This section contains most common examples of quasiparticles and collective excitations.

- In solids, an electron quasiparticle is an electron as affected by the other forces and interactions in the solid. The electron quasiparticle has the same charge and spin as a "normal" (elementary particle) electron, and like a normal electron, it is a fermion. However, its mass can differ substantially from that of a normal electron; see the article effective mass. Its electric field is also modified, as a result of electric field screening. In many other respects, especially in metals under ordinary conditions, these so-called Landau quasiparticles closely resemble familiar electrons; as Crommie's "quantum corral" showed, an STM can image their interference upon scattering.

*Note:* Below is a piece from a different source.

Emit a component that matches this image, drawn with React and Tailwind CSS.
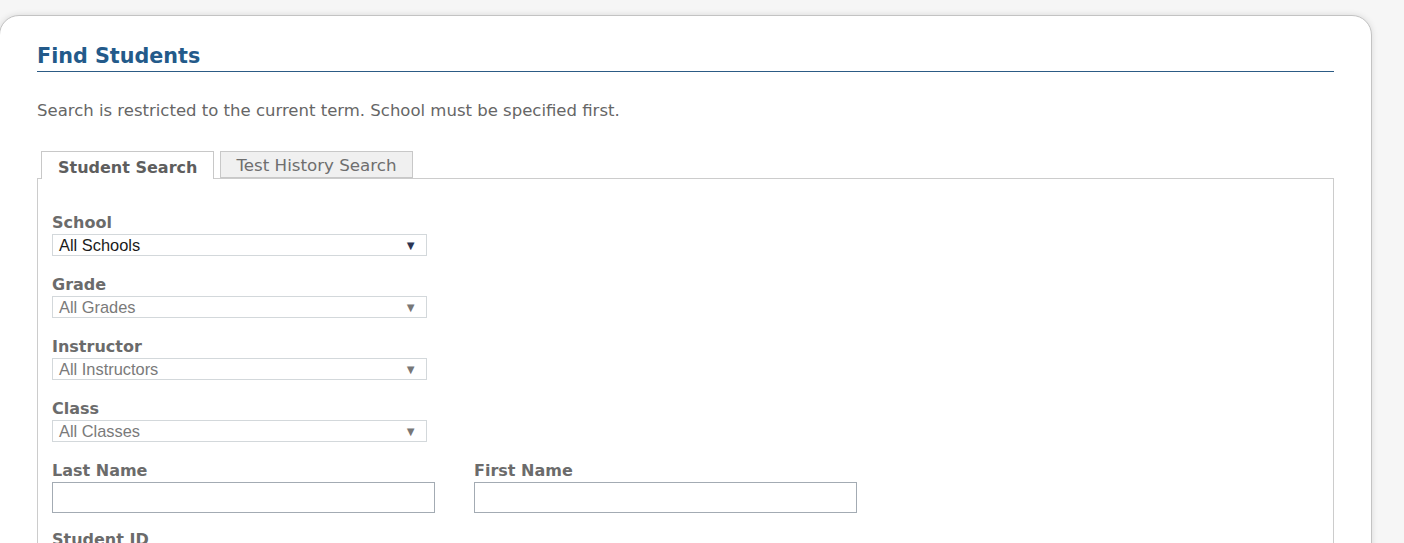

- A hole is a quasiparticle consisting of the lack of an electron in a state; it is most commonly used in the context of empty states in the valence band of a semiconductor. A hole has the opposite charge of an electron.
- A phonon is a collective excitation associated with the vibration of atoms in a rigid crystal structure. It is a quantum of a sound wave.
- A magnon is a collective excitation associated with the electrons' spin structure in a crystal lattice. It is a quantum of a spin wave.
- In materials, a photon quasiparticle is a photon as affected by its interactions with the material. In particular, the photon quasiparticle has a modified relation between wavelength and energy (dispersion relation), as described by the material's index of refraction. It may also be termed a polariton, especially near a resonance of the material. For example, an exciton-polariton is a superposition of an exciton and a photon; a phonon-polariton is a superposition of a phonon and a photon.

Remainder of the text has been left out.